** start Dataset extract **
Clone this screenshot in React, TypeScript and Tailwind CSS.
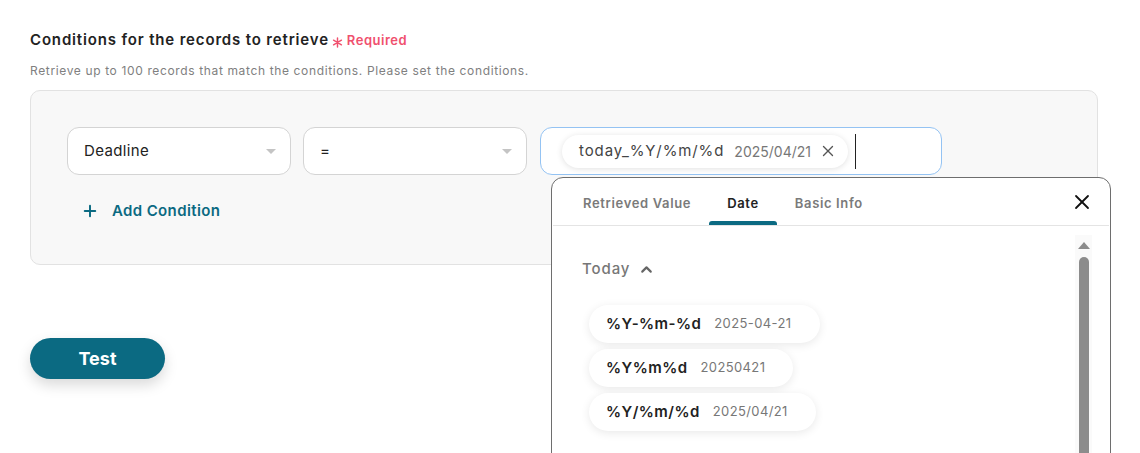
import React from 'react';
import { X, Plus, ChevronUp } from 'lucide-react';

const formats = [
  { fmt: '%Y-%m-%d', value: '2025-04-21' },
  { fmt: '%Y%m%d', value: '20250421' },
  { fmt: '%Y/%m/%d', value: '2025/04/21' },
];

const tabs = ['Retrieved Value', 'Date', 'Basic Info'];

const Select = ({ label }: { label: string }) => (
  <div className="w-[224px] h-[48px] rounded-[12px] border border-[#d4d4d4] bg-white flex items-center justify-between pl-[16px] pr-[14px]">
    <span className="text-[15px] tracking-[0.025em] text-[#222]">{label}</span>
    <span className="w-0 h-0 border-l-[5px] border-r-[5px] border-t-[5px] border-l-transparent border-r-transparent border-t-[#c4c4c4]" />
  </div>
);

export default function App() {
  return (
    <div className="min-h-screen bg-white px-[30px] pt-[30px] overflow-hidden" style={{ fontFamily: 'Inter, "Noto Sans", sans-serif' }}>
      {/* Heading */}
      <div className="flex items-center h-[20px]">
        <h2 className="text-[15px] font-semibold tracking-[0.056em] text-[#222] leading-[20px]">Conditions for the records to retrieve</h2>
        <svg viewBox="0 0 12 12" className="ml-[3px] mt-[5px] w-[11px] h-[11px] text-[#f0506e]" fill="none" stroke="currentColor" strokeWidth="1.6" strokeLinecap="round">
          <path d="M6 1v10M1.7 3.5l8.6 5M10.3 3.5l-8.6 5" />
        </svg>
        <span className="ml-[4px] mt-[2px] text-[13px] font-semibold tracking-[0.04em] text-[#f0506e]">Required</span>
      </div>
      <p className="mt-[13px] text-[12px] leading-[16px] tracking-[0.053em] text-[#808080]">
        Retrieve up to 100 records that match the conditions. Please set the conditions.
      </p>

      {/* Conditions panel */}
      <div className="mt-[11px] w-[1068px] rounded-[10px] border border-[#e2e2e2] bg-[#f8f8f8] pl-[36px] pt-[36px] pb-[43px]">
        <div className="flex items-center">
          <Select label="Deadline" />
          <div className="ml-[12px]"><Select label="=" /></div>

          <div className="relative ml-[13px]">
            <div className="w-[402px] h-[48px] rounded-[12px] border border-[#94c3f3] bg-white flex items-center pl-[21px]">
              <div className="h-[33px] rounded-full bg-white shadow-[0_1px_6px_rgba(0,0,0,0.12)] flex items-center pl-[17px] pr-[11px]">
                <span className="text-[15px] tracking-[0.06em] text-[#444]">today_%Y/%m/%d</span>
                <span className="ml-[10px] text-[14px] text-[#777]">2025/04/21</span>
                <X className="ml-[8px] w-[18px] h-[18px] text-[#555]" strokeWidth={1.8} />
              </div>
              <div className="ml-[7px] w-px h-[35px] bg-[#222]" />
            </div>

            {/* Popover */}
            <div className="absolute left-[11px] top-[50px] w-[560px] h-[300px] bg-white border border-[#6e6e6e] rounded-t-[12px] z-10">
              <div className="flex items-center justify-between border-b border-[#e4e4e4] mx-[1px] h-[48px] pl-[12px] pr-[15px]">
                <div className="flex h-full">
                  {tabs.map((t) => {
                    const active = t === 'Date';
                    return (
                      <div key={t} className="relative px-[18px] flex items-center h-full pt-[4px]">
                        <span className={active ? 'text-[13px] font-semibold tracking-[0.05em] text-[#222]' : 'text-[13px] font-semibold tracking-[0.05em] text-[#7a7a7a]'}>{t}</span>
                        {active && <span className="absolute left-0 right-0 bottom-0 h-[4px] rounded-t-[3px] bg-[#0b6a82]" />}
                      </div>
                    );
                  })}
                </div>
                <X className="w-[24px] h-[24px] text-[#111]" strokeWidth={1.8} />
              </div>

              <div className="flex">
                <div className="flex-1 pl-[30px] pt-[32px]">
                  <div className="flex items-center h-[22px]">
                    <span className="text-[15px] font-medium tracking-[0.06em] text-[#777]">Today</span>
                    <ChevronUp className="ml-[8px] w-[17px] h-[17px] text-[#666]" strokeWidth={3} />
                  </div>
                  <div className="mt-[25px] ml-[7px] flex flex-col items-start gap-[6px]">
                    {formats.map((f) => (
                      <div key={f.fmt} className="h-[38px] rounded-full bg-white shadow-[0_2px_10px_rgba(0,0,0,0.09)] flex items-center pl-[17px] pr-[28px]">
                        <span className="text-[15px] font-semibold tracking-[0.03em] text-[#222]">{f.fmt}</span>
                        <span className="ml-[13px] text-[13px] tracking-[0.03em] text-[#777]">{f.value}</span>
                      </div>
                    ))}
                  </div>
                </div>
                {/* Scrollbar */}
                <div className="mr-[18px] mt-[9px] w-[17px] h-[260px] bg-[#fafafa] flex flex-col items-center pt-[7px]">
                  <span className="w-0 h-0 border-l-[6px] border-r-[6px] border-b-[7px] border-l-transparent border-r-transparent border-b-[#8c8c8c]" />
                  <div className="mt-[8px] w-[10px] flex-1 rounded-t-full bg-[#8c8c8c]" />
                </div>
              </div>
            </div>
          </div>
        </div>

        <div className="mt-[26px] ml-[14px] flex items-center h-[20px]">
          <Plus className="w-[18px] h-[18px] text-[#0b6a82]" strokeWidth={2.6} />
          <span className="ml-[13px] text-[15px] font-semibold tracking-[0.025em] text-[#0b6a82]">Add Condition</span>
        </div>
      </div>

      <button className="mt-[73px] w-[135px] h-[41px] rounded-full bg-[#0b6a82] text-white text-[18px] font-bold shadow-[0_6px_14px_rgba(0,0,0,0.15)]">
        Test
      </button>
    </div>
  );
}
** end Dataset extract **
Output the lines above in full and exactly as given, omitting any pictures.

*Answer to the problem*:
Clone this screenshot in React, TypeScript and Tailwind CSS.
import React from 'react';
import { X, Plus, ChevronUp } from 'lucide-react';

const formats = [
  { fmt: '%Y-%m-%d', value: '2025-04-21' },
  { fmt: '%Y%m%d', value: '20250421' },
  { fmt: '%Y/%m/%d', value: '2025/04/21' },
];

const tabs = ['Retrieved Value', 'Date', 'Basic Info'];

const Select = ({ label }: { label: string }) => (
  <div className="w-[224px] h-[48px] rounded-[12px] border border-[#d4d4d4] bg-white flex items-center justify-between pl-[16px] pr-[14px]">
    <span className="text-[15px] tracking-[0.025em] text-[#222]">{label}</span>
    <span className="w-0 h-0 border-l-[5px] border-r-[5px] border-t-[5px] border-l-transparent border-r-transparent border-t-[#c4c4c4]" />
  </div>
);

export default function App() {
  return (
    <div className="min-h-screen bg-white px-[30px] pt-[30px] overflow-hidden" style={{ fontFamily: 'Inter, "Noto Sans", sans-serif' }}>
      {/* Heading */}
      <div className="flex items-center h-[20px]">
        <h2 className="text-[15px] font-semibold tracking-[0.056em] text-[#222] leading-[20px]">Conditions for the records to retrieve</h2>
        <svg viewBox="0 0 12 12" className="ml-[3px] mt-[5px] w-[11px] h-[11px] text-[#f0506e]" fill="none" stroke="currentColor" strokeWidth="1.6" strokeLinecap="round">
          <path d="M6 1v10M1.7 3.5l8.6 5M10.3 3.5l-8.6 5" />
        </svg>
        <span className="ml-[4px] mt-[2px] text-[13px] font-semibold tracking-[0.04em] text-[#f0506e]">Required</span>
      </div>
      <p className="mt-[13px] text-[12px] leading-[16px] tracking-[0.053em] text-[#808080]">
        Retrieve up to 100 records that match the conditions. Please set the conditions.
      </p>

      {/* Conditions panel */}
      <div className="mt-[11px] w-[1068px] rounded-[10px] border border-[#e2e2e2] bg-[#f8f8f8] pl-[36px] pt-[36px] pb-[43px]">
        <div className="flex items-center">
          <Select label="Deadline" />
          <div className="ml-[12px]"><Select label="=" /></div>

          <div className="relative ml-[13px]">
            <div className="w-[402px] h-[48px] rounded-[12px] border border-[#94c3f3] bg-white flex items-center pl-[21px]">
              <div className="h-[33px] rounded-full bg-white shadow-[0_1px_6px_rgba(0,0,0,0.12)] flex items-center pl-[17px] pr-[11px]">
                <span className="text-[15px] tracking-[0.06em] text-[#444]">today_%Y/%m/%d</span>
                <span className="ml-[10px] text-[14px] text-[#777]">2025/04/21</span>
                <X className="ml-[8px] w-[18px] h-[18px] text-[#555]" strokeWidth={1.8} />
              </div>
              <div className="ml-[7px] w-px h-[35px] bg-[#222]" />
            </div>

            {/* Popover */}
            <div className="absolute left-[11px] top-[50px] w-[560px] h-[300px] bg-white border border-[#6e6e6e] rounded-t-[12px] z-10">
              <div className="flex items-center justify-between border-b border-[#e4e4e4] mx-[1px] h-[48px] pl-[12px] pr-[15px]">
                <div className="flex h-full">
                  {tabs.map((t) => {
                    const active = t === 'Date';
                    return (
                      <div key={t} className="relative px-[18px] flex items-center h-full pt-[4px]">
                        <span className={active ? 'text-[13px] font-semibold tracking-[0.05em] text-[#222]' : 'text-[13px] font-semibold tracking-[0.05em] text-[#7a7a7a]'}>{t}</span>
                        {active && <span className="absolute left-0 right-0 bottom-0 h-[4px] rounded-t-[3px] bg-[#0b6a82]" />}
                      </div>
                    );
                  })}
                </div>
                <X className="w-[24px] h-[24px] text-[#111]" strokeWidth={1.8} />
              </div>

              <div className="flex">
                <div className="flex-1 pl-[30px] pt-[32px]">
                  <div className="flex items-center h-[22px]">
                    <span className="text-[15px] font-medium tracking-[0.06em] text-[#777]">Today</span>
                    <ChevronUp className="ml-[8px] w-[17px] h-[17px] text-[#666]" strokeWidth={3} />
                  </div>
                  <div className="mt-[25px] ml-[7px] flex flex-col items-start gap-[6px]">
                    {formats.map((f) => (
                      <div key={f.fmt} className="h-[38px] rounded-full bg-white shadow-[0_2px_10px_rgba(0,0,0,0.09)] flex items-center pl-[17px] pr-[28px]">
                        <span className="text-[15px] font-semibold tracking-[0.03em] text-[#222]">{f.fmt}</span>
                        <span className="ml-[13px] text-[13px] tracking-[0.03em] text-[#777]">{f.value}</span>
                      </div>
                    ))}
                  </div>
                </div>
                {/* Scrollbar */}
                <div className="mr-[18px] mt-[9px] w-[17px] h-[260px] bg-[#fafafa] flex flex-col items-center pt-[7px]">
                  <span className="w-0 h-0 border-l-[6px] border-r-[6px] border-b-[7px] border-l-transparent border-r-transparent border-b-[#8c8c8c]" />
                  <div className="mt-[8px] w-[10px] flex-1 rounded-t-full bg-[#8c8c8c]" />
                </div>
              </div>
            </div>
          </div>
        </div>

        <div className="mt-[26px] ml-[14px] flex items-center h-[20px]">
          <Plus className="w-[18px] h-[18px] text-[#0b6a82]" strokeWidth={2.6} />
          <span className="ml-[13px] text-[15px] font-semibold tracking-[0.025em] text-[#0b6a82]">Add Condition</span>
        </div>
      </div>

      <button className="mt-[73px] w-[135px] h-[41px] rounded-full bg-[#0b6a82] text-white text-[18px] font-bold shadow-[0_6px_14px_rgba(0,0,0,0.15)]">
        Test
      </button>
    </div>
  );
}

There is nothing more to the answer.